Midway through the recruiting season and just a few weeks on the job, Coach Mike Locksley left Florida to take a position on Coach Ron Zook's staff at Illinois. Meyer's choice to replace Locksley was Coach Doc Holliday, the associate head coach at North Carolina State and a legendary recruiter in South Florida.
"He's the best recruiter in the nation for South Florida," Meyer said. Praising Holliday for 25 years of coaching and recruiting at West Virginia and North Carolina State, Meyer said that one of the reasons he wanted Holliday on his staff is that "he does it the right way."
Midway through spring practice, Holliday was offered the head coaching job at Marshall University. After a week of speculation that he would take the job, Holliday announced that he would remain at Florida, which Meyer says is a "tribute to the power of Florida football."
Meyer said, "The reason he stayed … you coach for a long time … it's my 20th year in college coaching and he's been at it longer than me … but how many chances do you get to be the best? How many chances do you get to get the big prize? … the ultimate prize in college football which is to say you're number one?"
* * *
During the question and answer session after he spoke, Meyer was asked what is the psychology of denying players access to the locker room, their team practice clothes and taking down photos of former Gator players in the locker room?
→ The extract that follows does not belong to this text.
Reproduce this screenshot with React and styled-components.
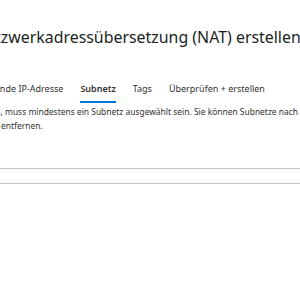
import React from 'react';
import styled, { createGlobalStyle } from 'styled-components';

const GlobalStyle = createGlobalStyle`
  html, body {
    margin: 0;
    padding: 0;
    background: #fff;
    overflow: hidden;
  }
  body {
    font-family: 'Segoe UI', 'Noto Sans', sans-serif;
    color: #323130;
  }
`;

const Page = styled.div`
  width: 300px;
  height: 300px;
  overflow: hidden;
  display: flex;
  flex-direction: column;
`;

const Title = styled.h1`
  margin: 27px 0 0 -26px;
  font-size: 15.9px;
  font-weight: 400;
  line-height: 20px;
  white-space: nowrap;
  color: #201f1e;
`;

const TabBar = styled.div`
  display: flex;
  gap: 17px;
  margin: 35px 0 0 -37px;
  white-space: nowrap;
`;

const Tab = styled.div`
  font-size: 9px;
  line-height: 14px;
  padding-bottom: 5px;
  font-weight: ${({ active }) => (active ? 600 : 400)};
  color: #323130;
  border-bottom: 2px solid ${({ active }) => (active ? '#0078d4' : 'transparent')};
`;

const Description = styled.p`
  margin: 2px 0 0 1px;
  font-size: 8.45px;
  line-height: 14px;
  white-space: nowrap;
  text-indent: -180px;
  color: #323130;
`;

const TableHeader = styled.div`
  margin-top: 35px;
  height: 14px;
  border-top: 1px solid #c8c6c4;
  border-bottom: 1px solid #c8c6c4;
`;

const tabs = ['Ausgehende IP-Adresse', 'Subnetz', 'Tags', 'Überprüfen + erstellen'];

export default function App() {
  return (
    <>
      <GlobalStyle />
      <Page>
        <Title>Netzwerkadressübersetzung (NAT) erstellen</Title>
        <TabBar>
          {tabs.map((t) => (
            <Tab key={t} active={t === 'Subnetz'}>{t}</Tab>
          ))}
        </TabBar>
        <Description>
          Damit ein NAT-Gateway genutzt werden kann, muss mindestens ein Subnetz ausgewählt sein. Sie können Subnetze nach der Erstellung hinzufügen oder
          <br />
          entfernen.
        </Description>
        <TableHeader />
      </Page>
    </>
  );
}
Meyer responded, "The media got hold of that whole issue about not letting them in places and not wearing the Gator gear. Well, I'm not going to speak about that because there are certain things that are not meant to get outside the inner circle and I hit the ceiling when I read that the next morning. You have to understand that Florida football is under the microscope. The whole intent is that I think people take things for granted. When you touch that Gator head, it should really mean something. It should mean you're the one percent of the one percent. You don't touch that Gator head and walk away from it, then go out and act like an idiot that night. If you think you have to act like an idiot, then do what you gotta do, but don't be a phony. Don't disrespect what the University of Florida stands for and what the team is all about. What I want from a football team, players and coaching staff is that you respect what the University of Florida stands for. You respect the traditions of the 90s of Florida football. If you don't want to respect that, then save us all a bunch of time and money and go do your own deal. That was the whole intent. There was much more made of that than was necessary. Much more."
* * *
Meyer was asked about the problem of finishing games that plagued the 2004 team. The same questioner had a follow-up to his own question, asking about how to avoid some of the problems that caused games to be lost in 2004.
Meyer said, "I don't worry about what's happened in the past so much. I do know our football staff is working their tails off. Last year there were a lot of things that were so close. When you're dealing with a young immature team you will come close and not finish the job so our goal is simply to finish the job this year. We're not going to have some silly penalty or some silly reason to lose a game."
* * *
Holliday was introduced to the crowd by Meyer and the Gators safeties coach told the Gator crowd that "I've been very fortunate to recruit in the state of Florida football and in particular in Miami for 25 years and I always felt that Florida is the best job in college football. The best high school football in the country is played right down here in South Florida."
Holliday said that South Florida football is best because of an abundance of speed, plus tough, hungry players who have learned what it takes to survive and win.
* * *
University of Florida National Alumni Executive Director Randy Talbot had a chance to speak to the crowd prior to Meyer taking the podium. Talbot, a Gator defensive back during the 1970s, was a high school All-American at nearby Coral Gables High School.
From 1969-71, the mighty Cavaliers were considered the best high school team in the nation, winning the mythical national championship all three years. The team was coached by the legendary Nick Kotys, whom Talbot took time to praise.
"Whenever I'm down here and I get a chance to talk to my former teammates, inevitably we end up talking about Nick Kotys," said Talbot. "He was a great man and we were very lucky that we got to play for him."
Talbot reached into a box and pulled out his faded number 14 Coral Gables football jersey that looked small. He asked the crowd, "Can you imagine that this fit over a set of shoulder pads?"
* * *
Meyer signed autographs until there were no more seekers once again. He joked with the crowd about all the signatures.
"This is Gator Club number 11 and what happens is you sit here and it's sign this sign this sign this," he said. "Well, I've been on the other side of this coin where you show up to speak and there's four people there and then the next time there's eight people there. This is the way it's supposed to be, but I have to tell you, when you start out someone gives you some wild name like Urban or something like that and you say 'what was that?' and then I sign it. Then after about an hour of doing it, someone steps up and they ask me to sign it To Tom. I look over there at them (dazed look) and they say 'you dope, Tom … T O M.' So I just want to apologize for that and want you to know that we appreciate all of you that are here, even you Gator wannabe fans."